Заседание социалистического бюро с самого начала носило какой-то смутный, неопределенный характер. Чувствовалось замешательство. Социалисты Австрии, страны которая уже воевала, меньше всего осуждали свое правительство. Их представители давали понять, что лучшее — просто переждать войну. Гаазе, представитель германской социал-демократии, хотя и сообщил о демонстрации в Берлине против войны, пытался прямо оправдывать свое правительство. Немцы и австрийцы не соглашались с идеей всеобщей антивоенной забастовки. Некоторые делегаты все же настаивали на том, чтобы бюро Интернационала выступило с призывом к такой забастовке. Но Жорес не поддержал их предложение. Забастовка, проведенная не во всех странах, теряла смысл. А для того чтобы организовать ее, надо решение конгресса, обязывающее, авторитетное. По предложению Жореса решено созвать новый конгресс Интернационала но в Вене 23 августа, как предполагалось раньше, а в Париже 9 августа.
После заседания, оставившего у Жорееа тяжелое чувство и еще больше усилившего головную боль, наскоро перекусив, он садится писать статью в «Юманите». А вечером ему предстояло выступать на митинге.
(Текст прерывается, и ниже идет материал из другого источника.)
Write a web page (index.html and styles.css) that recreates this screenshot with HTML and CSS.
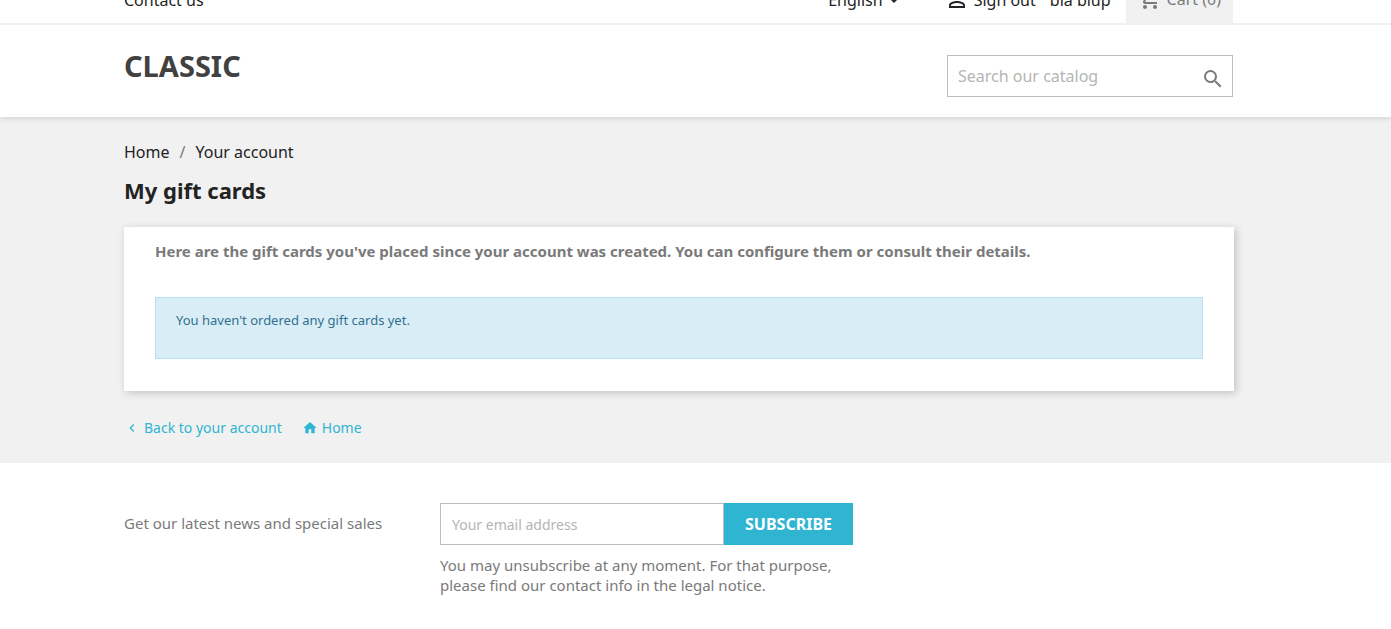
FILE: index.html
```html
<!DOCTYPE html>
<html lang="en">
<head>
  <title>My gift cards</title>
  <meta charset="utf-8">
  <link rel="stylesheet" href="styles.css">
</head>
<body>
<header id="header">
  <nav class="header-nav">
    <div class="container">
      <a href="#">Contact us</a>
      <div class="right-nav">
        <button type="button" class="language">English
          <svg width="10" height="5" viewBox="0 0 10 5"><path d="M0 0h10L5 5z"/></svg>
        </button>
        <div class="user-info">
          <a href="#">
            <svg width="24" height="24" viewBox="0 0 24 24"><path d="M12 5.9a2.1 2.1 0 1 1 0 4.2 2.1 2.1 0 0 1 0-4.2m0 9c2.970 0 6.100 1.460 6.100 2.100v1.100H5.900V17c0-.640 3.130-2.100 6.100-2.100M12 4C9.790 4 8 5.790 8 8s1.790 4 4 4 4-1.790 4-4-1.790-4-4-4zm0 9c-2.670 0-8 1.340-8 4v3h16v-3c0-2.660-5.330-4-8-4z"/></svg>
            Sign out
          </a>
          <a href="#">bla blup</a>
        </div>
        <div class="cart">
          <svg width="24" height="24" viewBox="0 0 24 24"><path d="M7 18c-1.100 0-1.990.9-1.990 2S5.900 22 7 22s2-.9 2-2-.9-2-2-2zM1 2v2h2l3.600 7.590-1.350 2.450c-.160.280-.250.610-.250.960 0 1.100.9 2 2 2h12v-2H7.420c-.140 0-.250-.110-.250-.250l.030-.120.900-1.630h7.450c.750 0 1.410-.410 1.750-1.030l3.580-6.490A1 1 0 0 0 20 4H5.210l-.940-2H1zm16 16c-1.100 0-1.990.9-1.990 2s.890 2 1.990 2 2-.9 2-2-.9-2-2-2z"/></svg>
          Cart (0)
        </div>
      </div>
    </div>
  </nav>
  <div class="header-top">
    <div class="container">
      <a href="#" class="logo">CLASSIC</a>
      <form class="search">
        <input type="text" placeholder="Search our catalog" aria-label="Search">
        <button type="submit" aria-label="Search">
          <svg width="24" height="24" viewBox="0 0 24 24"><path d="M15.500 14h-.790l-.280-.270A6.470 6.470 0 0 0 16 9.500 6.500 6.500 0 1 0 9.500 16c1.610 0 3.090-.590 4.230-1.570l.270.280v.790l5 4.990L20.490 19l-4.990-5zm-6 0a4.500 4.500 0 1 1 0-9 4.500 4.500 0 0 1 0 9z"/></svg>
        </button>
      </form>
    </div>
  </div>
</header>

<main id="wrapper">
  <div class="container">
    <nav class="breadcrumb">
      <a href="#">Home</a><span>/</span><a href="#">Your account</a>
    </nav>
    <h1>My gift cards</h1>
    <section class="card">
      <h2>Here are the gift cards you've placed since your account was created. You can configure them or consult their details.</h2>
      <p class="alert">You haven't ordered any gift cards yet.</p>
    </section>
    <div class="page-footer">
      <a href="#">
        <svg width="16" height="16" viewBox="0 0 24 24"><path d="M15.410 7.410 14 6l-6 6 6 6 1.410-1.410L10.830 12z"/></svg>
        Back to your account
      </a>
      <a href="#">
        <svg width="16" height="16" viewBox="0 0 24 24"><path d="M10 20v-6h4v6h5v-8h3L12 3 2 12h3v8z"/></svg>
        Home
      </a>
    </div>
  </div>
</main>

<footer id="footer">
  <div class="container">
    <label for="email">Get our latest news and special sales</label>
    <form class="newsletter">
      <div class="newsletter-row">
        <input type="email" id="email" placeholder="Your email address">
        <button type="submit">SUBSCRIBE</button>
      </div>
      <p>You may unsubscribe at any moment. For that purpose, please find our contact info in the legal notice.</p>
    </form>
  </div>
</footer>
</body>
</html>
```
FILE: styles.css
```css
* {
  box-sizing: border-box;
}

body {
  margin: 0;
  font-family: "Noto Sans", sans-serif;
  font-size: 15px;
  line-height: 20px;
  color: #7a7a7a;
  background: #fff;
}

a {
  color: #232323;
  text-decoration: none;
}

button,
input {
  font-family: inherit;
}

svg {
  fill: currentColor;
  flex: none;
}

h1,
h2,
p {
  margin: 0;
}

#wrapper,
#footer {
  padding-right: 33px;
}

.container {
  max-width: 1110px;
  margin: 0 auto;
}

#header {
  position: relative;
  box-shadow: 0 2px 5px 0 rgba(0, 0, 0, 0.11);
}

/* top bar, partly scrolled out of view */
.header-nav {
  height: 50px;
  margin-top: -25px;
  padding-right: 33px;
  border-bottom: 2px solid #f1f1f1;
  font-size: 16px;
}

.header-nav .container,
.right-nav,
.user-info,
.user-info a,
.cart {
  display: flex;
  align-items: center;
}

.header-nav .container {
  height: 50px;
  justify-content: space-between;
}

.language {
  display: flex;
  align-items: center;
  gap: 6px;
  margin-right: 46px;
  padding: 0;
  border: none;
  background: none;
  color: #232323;
  font-size: 16px;
}

.user-info {
  gap: 14px;
}

.user-info a {
  gap: 5px;
}

.cart {
  gap: 5px;
  height: 50px;
  margin: 0 1px 0 15px;
  padding: 0 12px 2px;
  background: #f1f1f1;
}

.header-top {
  padding: 30px 33px 20px 0;
}

.header-top .container {
  display: flex;
  justify-content: space-between;
  align-items: flex-start;
}

.logo {
  font-size: 29px;
  font-weight: bold;
  line-height: 22px;
  color: #414141;
}

.search {
  display: flex;
  width: 286px;
  height: 42px;
  margin-right: 1px;
  border: 1px solid #bdbdbd;
}

.search input {
  flex: 1;
  min-width: 0;
  padding: 0 10px;
  border: none;
  font-size: 16px;
}

.search button {
  display: flex;
  align-items: center;
  padding: 6px 7px 0 0;
  border: none;
  background: none;
  color: #7a7a7a;
}

input::placeholder {
  color: #b5b5b5;
}

#wrapper {
  padding-top: 25px;
  padding-bottom: 25px;
  background: #f1f1f1;
}

.breadcrumb {
  font-size: 16px;
}

.breadcrumb span {
  margin: 0 10px;
}

h1 {
  margin: 15px 0 24px;
  font-size: 22px;
  line-height: 26px;
  color: #232323;
}

.card {
  padding: 14px 31px 32px;
  background: #fff;
  box-shadow: 2px 2px 8px 0 rgba(0, 0, 0, 0.2);
}

h2 {
  margin-bottom: 36px;
  font-size: 15px;
  line-height: 20px;
}

.alert {
  min-height: 62px;
  padding: 12px 20px;
  border: 1px solid #bcdff1;
  background: #d9edf7;
  color: #31708f;
  font-size: 13px;
}

.page-footer {
  display: flex;
  gap: 20px;
  margin-top: 27px;
  font-size: 14px;
}

.page-footer a {
  display: flex;
  align-items: center;
  gap: 4px;
  color: #2fb5d2;
}

#footer {
  padding-top: 40px;
  padding-bottom: 32px;
}

#footer .container {
  display: flex;
}

#footer label {
  width: 316px;
  padding-top: 10px;
}

.newsletter {
  width: 413px;
}

.newsletter-row {
  display: flex;
  height: 42px;
  margin-bottom: 10px;
}

.newsletter input {
  flex: 1;
  min-width: 0;
  padding: 0 11px;
  border: 1px solid #bdbdbd;
  font-size: 14px;
}

.newsletter button {
  width: 129px;
  border: none;
  background: #2fb5d2;
  color: #fff;
  font-size: 16px;
  font-weight: bold;
}
```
В королевском цирке Брюсселя собралось около шести тысяч человек. Выступали делегаты Бельгии, Германии, России, Англии, Италии. Все они выражали ненависть к войне, очень убедительно говорили о ее опасности, о стремлении рабочего класса помешать ей и выражали надежду, что, может быть, все еще образуется. Жореса встретили горячо, лучше, чем любого из ораторов. Он уже давно признан, и не только во Франции, самым красноречивым из всех вождей Интернационала. Несмотря на усталость, он произнес блестящую по форме речь. Но об: тоже ничего не предложил, кроме надежд на благоразумие правительств, которые в последний момент не могут не остановиться перед ужасной катастрофой.
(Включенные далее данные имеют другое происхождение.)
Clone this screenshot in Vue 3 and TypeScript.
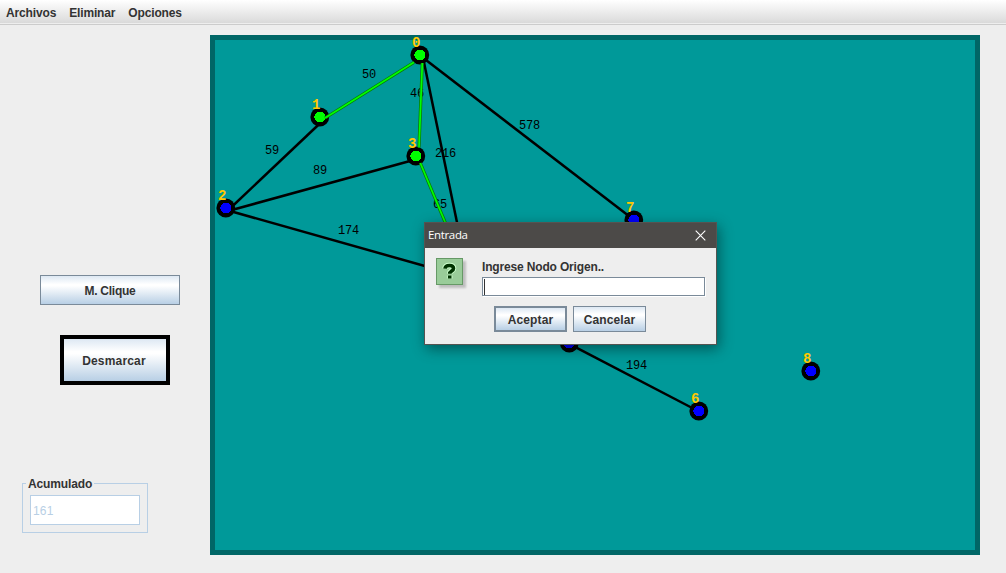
<script setup lang="ts">
interface Line { x1: number; y1: number; x2: number; y2: number }
interface Node { id: number; x: number; y: number; marked: boolean }
interface Weight { value: number; x: number; y: number }

const menus: string[] = ['Archivos', 'Eliminar', 'Opciones']

const edges: Line[] = [
  { x1: 230, y1: 208.5, x2: 324, y2: 119.5 },
  { x1: 230, y1: 210.5, x2: 420, y2: 158.3 },
  { x1: 230, y1: 211, x2: 462, y2: 276.5 },
  { x1: 423.5, y1: 60, x2: 466, y2: 266 },
  { x1: 424, y1: 58.5, x2: 638, y2: 223 },
  { x1: 572, y1: 345.3, x2: 699, y2: 411.5 },
]

const path: Line[] = [
  { x1: 414, y1: 62.3, x2: 325, y2: 118 },
  { x1: 422.3, y1: 63, x2: 419, y2: 147.5 },
  { x1: 420.3, y1: 163, x2: 462, y2: 262.5 },
]

const nodes: Node[] = [
  { id: 0, x: 420, y: 55, marked: true },
  { id: 1, x: 320, y: 117, marked: true },
  { id: 2, x: 226, y: 208, marked: false },
  { id: 3, x: 416, y: 156, marked: true },
  { id: 5, x: 569.5, y: 343, marked: false },
  { id: 6, x: 699, y: 411, marked: false },
  { id: 7, x: 634, y: 220, marked: false },
  { id: 8, x: 811, y: 371, marked: false },
]

const weights: Weight[] = [
  { value: 50, x: 362, y: 78 },
  { value: 46, x: 410, y: 97 },
  { value: 59, x: 265, y: 154 },
  { value: 89, x: 313, y: 174 },
  { value: 174, x: 338, y: 234 },
  { value: 216, x: 435, y: 157.4 },
  { value: 65, x: 433, y: 208 },
  { value: 578, x: 519, y: 129 },
  { value: 194, x: 626, y: 369 },
]
</script>

<template>
  <div class="app">
    <nav class="menubar">
      <span v-for="m in menus" :key="m" class="menu">{{ m }}</span>
    </nav>
    <div class="main">
      <aside class="side">
        <button class="btn clique">M. Clique</button>
        <button class="btn unmark">Desmarcar</button>
        <fieldset class="group">
          <legend>Acumulado</legend>
          <div class="total">161</div>
        </fieldset>
      </aside>
      <section class="board">
        <svg class="graph" width="760" height="510" viewBox="215 40 760 510">
          <line v-for="(e, i) in edges" :key="'e' + i" class="edge" :x1="e.x1" :y1="e.y1" :x2="e.x2" :y2="e.y2" />
          <text v-for="(w, i) in weights" :key="'w' + i" class="weight" :x="w.x" :y="w.y">{{ w.value }}</text>
          <g v-for="n in nodes" :key="n.id">
            <circle class="ring" :cx="n.x - 0.2" :cy="n.y" r="9.4" />
            <circle :class="n.marked ? 'marked' : 'plain'" :cx="n.x - 0.2" :cy="n.y" r="5.5" />
          </g>
          <g v-for="(p, i) in path" :key="'p' + i">
            <line class="path-edge" :x1="p.x1" :y1="p.y1" :x2="p.x2" :y2="p.y2" />
            <line class="path-core" :x1="p.x1" :y1="p.y1" :x2="p.x2" :y2="p.y2" />
          </g>
          <text v-for="n in nodes" :key="'t' + n.id" class="name" :x="n.x - 8" :y="n.y - 8">{{ n.id }}</text>
        </svg>
      </section>
    </div>

    <div class="dialog">
      <header class="titlebar">
        <span>Entrada</span>
        <svg class="close" width="11" height="11" viewBox="0 0 11 11"><path d="M.7.7 10.3 10.3M10.3.7.7 10.3" /></svg>
      </header>
      <div class="content">
        <svg class="question" width="32" height="32" viewBox="0 0 32 32">
          <rect class="q-shadow" x="3" y="3" width="27" height="27" />
          <rect class="q-box" x=".5" y=".5" width="26" height="26" />
          <path class="q-halo" d="M9 10.6C9.2 8.3 11 7.5 13.5 7.5s4 .9 4 2.9c0 2.7-3.8 2.4-3.8 5.4M13.7 17.4v3" />
          <path class="q-mark" d="M9 10.6C9.2 8.3 11 7.5 13.5 7.5s4 .9 4 2.9c0 2.7-3.8 2.4-3.8 5.4M13.7 17.4v3" />
        </svg>
        <div class="form">
          <label>Ingrese Nodo Origen..</label>
          <div class="field"><span class="caret"></span></div>
        </div>
      </div>
      <footer class="actions">
        <button class="btn accept">Aceptar</button>
        <button class="btn cancel">Cancelar</button>
      </footer>
    </div>
  </div>
</template>

<style>
body { background: #eee; }
</style>

<style scoped>
.app {
  position: relative;
  width: 1006px;
  height: 573px;
  overflow: hidden;
  background: #eee;
  color: #333;
  font: bold 12px "Liberation Sans", Arial, sans-serif;
}
.app * { box-sizing: border-box; }
.menubar {
  display: flex;
  gap: 13px;
  height: 25px;
  padding: 0 6px;
  line-height: 26px;
  letter-spacing: -.15px;
  background: linear-gradient(#fff, #dadada 23px, #eee 23px, #eee 24px, #ccc 24px);
}
.main { display: flex; height: 548px; }
.side { width: 210px; padding-top: 250px; }
.btn {
  display: block;
  margin: 0;
  padding: 0;
  border: 1px solid #7a8a99;
  background: linear-gradient(#dde8f3, #fff 30%, #fff 35%, #b8cfe5);
  color: #333;
  font: inherit;
  letter-spacing: .1px;
}
.clique { width: 140px; height: 30px; margin-left: 40px; padding-top: 2px; letter-spacing: -.25px; }
.unmark { width: 110px; height: 50px; margin: 30px 0 0 60px; padding: 2px 2px 0 0; border: 4px solid #000; letter-spacing: .18px; }
.group {
  width: 126px;
  height: 56px;
  margin: 92px 0 0 22px;
  padding: 5px 0 0 7px;
  border: 1px solid #b8cfe5;
}
.group legend { margin-left: -4px; padding: 1px 2px 0; line-height: 12px; letter-spacing: -.12px; }
.total {
  width: 110px;
  height: 30px;
  padding-left: 2px;
  border: 1px solid #b8cfe5;
  background: #fff;
  color: #b8cfe5;
  font-weight: normal;
  line-height: 30px;
  letter-spacing: .2px;
}
.board { width: 770px; height: 520px; margin-top: 10px; border: 5px solid #066; background: #099; }
.graph { display: block; overflow: visible; }
.edge { stroke: #000; stroke-width: 2.5; }
.path-edge { stroke: #087a08; stroke-width: 3.2; }
.path-core { stroke: #0f0; stroke-width: 1.7; }
.ring { fill: #000; }
.marked { fill: #0f0; shape-rendering: crispEdges; }
.plain { fill: #00f; shape-rendering: crispEdges; }
.weight { font: normal 12px "Liberation Mono", "Courier New", monospace; letter-spacing: -.2px; fill: #000; }
.name { font: bold 14px "Liberation Mono", "Courier New", monospace; fill: #ffc800; }
.dialog {
  position: absolute;
  left: 424px;
  top: 222px;
  width: 293px;
  height: 123px;
  border: 1px solid #555451;
  background: #eee;
  box-shadow: 2px 4px 13px rgba(0, 0, 0, .42);
}
.titlebar {
  display: flex;
  align-items: center;
  justify-content: space-between;
  height: 25px;
  padding: 0 10px 0 3px;
  background: #4c4a48;
  color: #fff;
  font: normal 11.5px "Open Sans", "Noto Sans", sans-serif;
  letter-spacing: -.35px;
}
.titlebar span { padding-bottom: 3px; }
.close { fill: none; stroke: #fff; stroke-width: 1.1; }
.content { display: flex; gap: 14px; padding: 10px 0 0 11px; }
.question { flex: none; }
.q-shadow { fill: #000; opacity: .2; filter: blur(1px); }
.q-box { fill: #9c9; stroke: #696; }
.q-halo { fill: none; stroke: #cfc; stroke-width: 5.6; }
.q-mark { fill: none; stroke: #030; stroke-width: 3.6; }
.form label { display: block; height: 19px; line-height: 18px; letter-spacing: -.16px; }
.field { width: 223px; height: 19px; padding: 1px; border: 1px solid #7a8a99; background: #fff; box-shadow: 1px 1px #fff; }
.caret { display: block; width: 1px; height: 16px; background: #333; }
.actions { display: flex; gap: 6px; margin: 10px 0 0 69px; }
.actions .btn { width: 73px; height: 26px; padding-top: 1px; }
.actions .accept { border-width: 2px; }
</style>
— Аттила на краю бездны, но его конь еще спотыкается и колеблется! — восклицает Жорес. Кто же остановит этого коня? По мнению оратора, это французское правительство, его даже не требуется понуждать проводить политику мира, ибо оно уже проводит ее. Жорес выражает восхищение примирительной деятельностью английского кабинета. Это говорилось в то время, когда Вивиани давал твердые заверения царскому правительству, что Франция выполнит свои союзнические обязательства, и когда британский министр иностранных дел Эдуард Грей вел тонкую игру, рассчитанную на скорейшее вовлечение в войну всех европейских держав. Поистине и в этой последней речи Жорес остался верен себе, точнее — своим пацифистским иллюзиям. Впрочем, быть может, Жорес пытался оказать какое-то влияние на французских и английских правителей? Вероятно, субъективно он к этому и стремился. Увы, мир снова оказался не таким, каким хотелось его видеть Жоресу… Но если он видел не все до конца, то он видел очень многое, видел дальше, прозорливее других. Вот какими пророческими словами он закончил свою речь:
— Почва колеблется под ногами абсолютных владык. В силу инерции и опьянения первых боев они смогут увлечь за собой массы. Но когда тиф довершит дело, начатое снарядами, когда воцарится смерть и нищета, отрезвленные люди обратятся к немецким, французским, русским и итальянским правителям и спросят их, во имя чего нагромождены такие горы трупов? И тогда освобожденная от оков революция скажет им: «Ступайте прочь и молите бога и людей о прощении!»